On the I/O Complexity of Dynamic Element Distinctness

Yufei Tao, CUHK, Hong Kong

Abstract:
In this talk, we consider the dynamic version of the {\em element distinctness problem} in external memory. The objective is to maintain a multi-set S of integers under insertions, such that at any moment the following query can be answered efficiently: are all the elements in S distinct? The problem admits two standard solutions. The first one maintains a hash structure on S, and supports both an insertion and a query in O(1) expected I/Os. The second one simply stores S in a linked list, and thus, supports an insertion in O(1/B) amortized I/Os; a query can be answered in O((N/B) \log_{M/B} (N/B)) I/Os by sorting, where N = |S|, B is the block size, and M is the memory size. We show that both of these naive solutions are already optimal within a poly-logarithmic factor. Specifically, for any Las Vegas structure using N^{O(1)} blocks, if its expected amortized insertion cost is o(1/\log B), then it must incur \Omega(\N / (B \log B)) expected I/Os answering a query in the worst case.
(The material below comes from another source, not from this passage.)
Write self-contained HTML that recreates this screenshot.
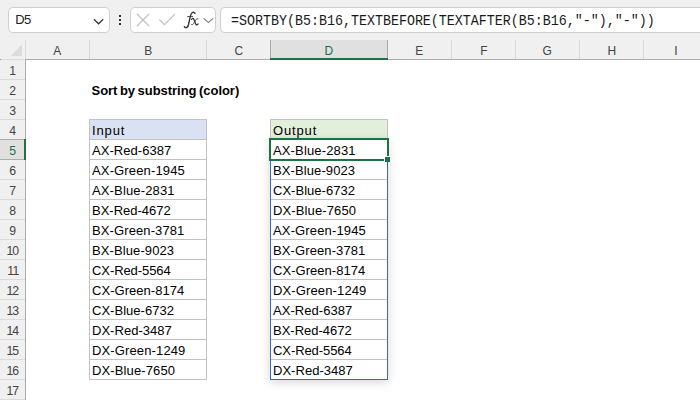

This means that the problem is repugnant to update buffering: the achievable query cost jumps from the best possible dramatically to almost the sorting cost as soon as the insertion cost drops slightly below \Omega(1).

Biography:
Yufei Tao is a Professor in the Department of Computer Science and Engineering, Chinese University of Hong Kong (CUHK). Before joining CUHK in 2006, he was a Visiting Scientist at the Carnegie Mellon University during 2002-2003, and an Assistant Professor at the City University of Hong Kong during 2003-2006. He received a Hong Kong Young Scientist Award in 2002 from the Hong Kong Institution of Science. He obtained his PhD degree from Hong Kong University of Science and Technology in 2002, proudly under the supervision of Prof. Dimitris Papadias. He also holds a position of Visiting Professor, under the World Class University (WCU) program of the Korean government, in the Division of Web Science and Technology, Korea Advanced Institute of Science and Technology (KAIST), Republic of Korea. Yufei has worked extensively on indexing and query optimization in spatial and temporal databases. His current research aims to leverage the theory of data structures and computational geometry to develop practical algorithms with non-trivial theoretical guarantees, particularly in dealing with massive datasets that do not fit in memory.